_Direction_:
Filter for the word "this" and keep each matching line.

----

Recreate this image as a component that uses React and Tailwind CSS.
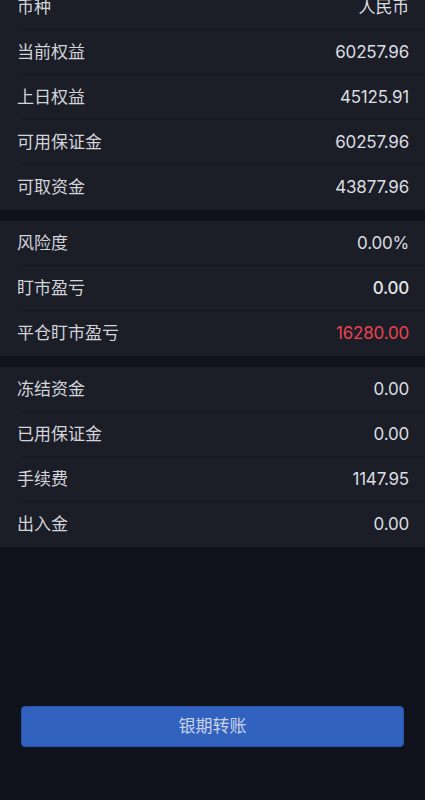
import React from "react";

const sections = [
  [
    { label: "币种", value: "人民币" },
    { label: "当前权益", value: "60257.96" },
    { label: "上日权益", value: "45125.91" },
    { label: "可用保证金", value: "60257.96" },
    { label: "可取资金", value: "43877.96" },
  ],
  [
    { label: "风险度", value: "0.00%" },
    { label: "盯市盈亏", value: "0.00", bold: true },
    { label: "平仓盯市盈亏", value: "16280.00", red: true },
  ],
  [
    { label: "冻结资金", value: "0.00" },
    { label: "已用保证金", value: "0.00" },
    { label: "手续费", value: "1147.95" },
    { label: "出入金", value: "0.00" },
  ],
];

const font = { fontFamily: '"Inter", "Noto Sans CJK SC", sans-serif' };

function Row({ item, last }) {
  return (
    <div className="relative flex h-[45px] items-center justify-between bg-[#1b1d27] pl-[17px] pr-[16px]">
      <span className="text-[17px] text-[#d2d4da]">{item.label}</span>
      <span
        className={
          "text-[17px] tracking-[-0.2px] " +
          (item.red
            ? "text-[#ea4350]"
            : item.bold
            ? "font-medium text-[#e4e5e8]"
            : "text-[#dcdde1]")
        }
      >
        {item.value}
      </span>
      {!last && (
        <div className="absolute bottom-0 left-[22px] right-0 h-px bg-[#161821]" />
      )}
    </div>
  );
}

export default function App() {
  return (
    <div
      className="flex h-[800px] w-full flex-col overflow-hidden bg-[#10131b]"
      style={font}
    >
      <div className="-mt-[15px] flex flex-col gap-[11px]">
        {sections.map((rows, i) => (
          <div key={i} className="flex flex-col">
            {rows.map((r, j) => (
              <Row key={r.label} item={r} last={j === rows.length - 1} />
            ))}
          </div>
        ))}
      </div>

      <div className="mt-auto px-[21px] pb-[53px]">
        <button className="flex h-[41px] w-full items-center justify-center rounded-[4px] border border-[#2b55a8] bg-[#3262c0] text-[17px] text-[#c9d3e6]">
          银期转账
        </button>
      </div>
    </div>
  );
}
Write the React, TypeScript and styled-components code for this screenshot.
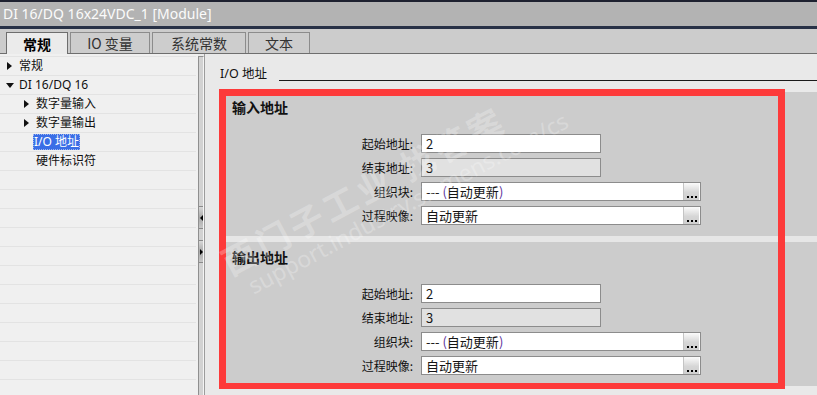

----

_Written solution_:
Recreate this image as a component that uses React and Tailwind CSS.
Write the React, TypeScript and styled-components code for this screenshot.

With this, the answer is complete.